Data
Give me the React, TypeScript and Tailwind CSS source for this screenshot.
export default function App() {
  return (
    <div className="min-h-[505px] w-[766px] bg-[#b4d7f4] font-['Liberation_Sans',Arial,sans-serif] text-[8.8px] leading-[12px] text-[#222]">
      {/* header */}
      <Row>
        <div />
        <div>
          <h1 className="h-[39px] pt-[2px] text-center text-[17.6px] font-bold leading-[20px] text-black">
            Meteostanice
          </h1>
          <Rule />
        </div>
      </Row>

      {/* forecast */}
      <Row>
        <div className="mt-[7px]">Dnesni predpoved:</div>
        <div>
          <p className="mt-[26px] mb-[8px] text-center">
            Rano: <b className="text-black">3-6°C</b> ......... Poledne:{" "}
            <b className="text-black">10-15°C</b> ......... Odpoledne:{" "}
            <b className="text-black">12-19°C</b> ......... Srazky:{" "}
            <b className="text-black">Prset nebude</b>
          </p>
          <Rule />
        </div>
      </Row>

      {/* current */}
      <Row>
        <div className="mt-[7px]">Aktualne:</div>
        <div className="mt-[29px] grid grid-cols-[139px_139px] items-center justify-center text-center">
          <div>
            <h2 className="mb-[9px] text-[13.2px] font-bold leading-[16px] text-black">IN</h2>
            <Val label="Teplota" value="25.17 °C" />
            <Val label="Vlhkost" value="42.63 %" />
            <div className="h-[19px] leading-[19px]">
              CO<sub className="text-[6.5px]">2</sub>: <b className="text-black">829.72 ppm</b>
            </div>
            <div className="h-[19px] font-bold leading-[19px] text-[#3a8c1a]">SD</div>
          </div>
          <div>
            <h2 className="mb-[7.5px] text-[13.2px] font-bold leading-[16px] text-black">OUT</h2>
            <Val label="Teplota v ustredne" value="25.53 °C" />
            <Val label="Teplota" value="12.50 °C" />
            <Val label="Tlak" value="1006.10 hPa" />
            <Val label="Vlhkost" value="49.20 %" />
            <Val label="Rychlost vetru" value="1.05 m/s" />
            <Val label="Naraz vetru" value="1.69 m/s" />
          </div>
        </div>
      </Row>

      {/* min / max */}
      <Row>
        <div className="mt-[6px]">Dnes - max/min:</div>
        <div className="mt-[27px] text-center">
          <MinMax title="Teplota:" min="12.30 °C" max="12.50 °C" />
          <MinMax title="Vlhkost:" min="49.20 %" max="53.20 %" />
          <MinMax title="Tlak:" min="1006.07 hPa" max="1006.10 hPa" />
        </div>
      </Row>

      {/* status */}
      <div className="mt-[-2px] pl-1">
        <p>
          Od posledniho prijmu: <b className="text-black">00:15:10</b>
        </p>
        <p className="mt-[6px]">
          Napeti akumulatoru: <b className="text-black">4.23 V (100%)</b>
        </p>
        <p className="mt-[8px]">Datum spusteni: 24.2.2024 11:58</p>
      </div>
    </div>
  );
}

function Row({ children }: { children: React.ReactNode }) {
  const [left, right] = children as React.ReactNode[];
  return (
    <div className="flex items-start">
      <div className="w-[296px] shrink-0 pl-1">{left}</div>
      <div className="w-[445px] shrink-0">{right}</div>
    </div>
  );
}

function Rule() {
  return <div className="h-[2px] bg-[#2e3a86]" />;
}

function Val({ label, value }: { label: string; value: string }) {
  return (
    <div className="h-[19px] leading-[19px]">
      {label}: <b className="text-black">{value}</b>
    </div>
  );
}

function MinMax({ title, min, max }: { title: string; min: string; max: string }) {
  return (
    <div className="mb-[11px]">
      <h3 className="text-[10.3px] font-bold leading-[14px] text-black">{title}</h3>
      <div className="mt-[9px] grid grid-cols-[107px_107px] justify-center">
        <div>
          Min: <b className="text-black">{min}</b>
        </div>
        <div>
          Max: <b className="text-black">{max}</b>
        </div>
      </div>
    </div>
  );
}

Exercise goal
Extract all of the data shown above and repeat it verbatim.

Solution
Give me the React, TypeScript and Tailwind CSS source for this screenshot.
export default function App() {
  return (
    <div className="min-h-[505px] w-[766px] bg-[#b4d7f4] font-['Liberation_Sans',Arial,sans-serif] text-[8.8px] leading-[12px] text-[#222]">
      {/* header */}
      <Row>
        <div />
        <div>
          <h1 className="h-[39px] pt-[2px] text-center text-[17.6px] font-bold leading-[20px] text-black">
            Meteostanice
          </h1>
          <Rule />
        </div>
      </Row>

      {/* forecast */}
      <Row>
        <div className="mt-[7px]">Dnesni predpoved:</div>
        <div>
          <p className="mt-[26px] mb-[8px] text-center">
            Rano: <b className="text-black">3-6°C</b> ......... Poledne:{" "}
            <b className="text-black">10-15°C</b> ......... Odpoledne:{" "}
            <b className="text-black">12-19°C</b> ......... Srazky:{" "}
            <b className="text-black">Prset nebude</b>
          </p>
          <Rule />
        </div>
      </Row>

      {/* current */}
      <Row>
        <div className="mt-[7px]">Aktualne:</div>
        <div className="mt-[29px] grid grid-cols-[139px_139px] items-center justify-center text-center">
          <div>
            <h2 className="mb-[9px] text-[13.2px] font-bold leading-[16px] text-black">IN</h2>
            <Val label="Teplota" value="25.17 °C" />
            <Val label="Vlhkost" value="42.63 %" />
            <div className="h-[19px] leading-[19px]">
              CO<sub className="text-[6.5px]">2</sub>: <b className="text-black">829.72 ppm</b>
            </div>
            <div className="h-[19px] font-bold leading-[19px] text-[#3a8c1a]">SD</div>
          </div>
          <div>
            <h2 className="mb-[7.5px] text-[13.2px] font-bold leading-[16px] text-black">OUT</h2>
            <Val label="Teplota v ustredne" value="25.53 °C" />
            <Val label="Teplota" value="12.50 °C" />
            <Val label="Tlak" value="1006.10 hPa" />
            <Val label="Vlhkost" value="49.20 %" />
            <Val label="Rychlost vetru" value="1.05 m/s" />
            <Val label="Naraz vetru" value="1.69 m/s" />
          </div>
        </div>
      </Row>

      {/* min / max */}
      <Row>
        <div className="mt-[6px]">Dnes - max/min:</div>
        <div className="mt-[27px] text-center">
          <MinMax title="Teplota:" min="12.30 °C" max="12.50 °C" />
          <MinMax title="Vlhkost:" min="49.20 %" max="53.20 %" />
          <MinMax title="Tlak:" min="1006.07 hPa" max="1006.10 hPa" />
        </div>
      </Row>

      {/* status */}
      <div className="mt-[-2px] pl-1">
        <p>
          Od posledniho prijmu: <b className="text-black">00:15:10</b>
        </p>
        <p className="mt-[6px]">
          Napeti akumulatoru: <b className="text-black">4.23 V (100%)</b>
        </p>
        <p className="mt-[8px]">Datum spusteni: 24.2.2024 11:58</p>
      </div>
    </div>
  );
}

function Row({ children }: { children: React.ReactNode }) {
  const [left, right] = children as React.ReactNode[];
  return (
    <div className="flex items-start">
      <div className="w-[296px] shrink-0 pl-1">{left}</div>
      <div className="w-[445px] shrink-0">{right}</div>
    </div>
  );
}

function Rule() {
  return <div className="h-[2px] bg-[#2e3a86]" />;
}

function Val({ label, value }: { label: string; value: string }) {
  return (
    <div className="h-[19px] leading-[19px]">
      {label}: <b className="text-black">{value}</b>
    </div>
  );
}

function MinMax({ title, min, max }: { title: string; min: string; max: string }) {
  return (
    <div className="mb-[11px]">
      <h3 className="text-[10.3px] font-bold leading-[14px] text-black">{title}</h3>
      <div className="mt-[9px] grid grid-cols-[107px_107px] justify-center">
        <div>
          Min: <b className="text-black">{min}</b>
        </div>
        <div>
          Max: <b className="text-black">{max}</b>
        </div>
      </div>
    </div>
  );
}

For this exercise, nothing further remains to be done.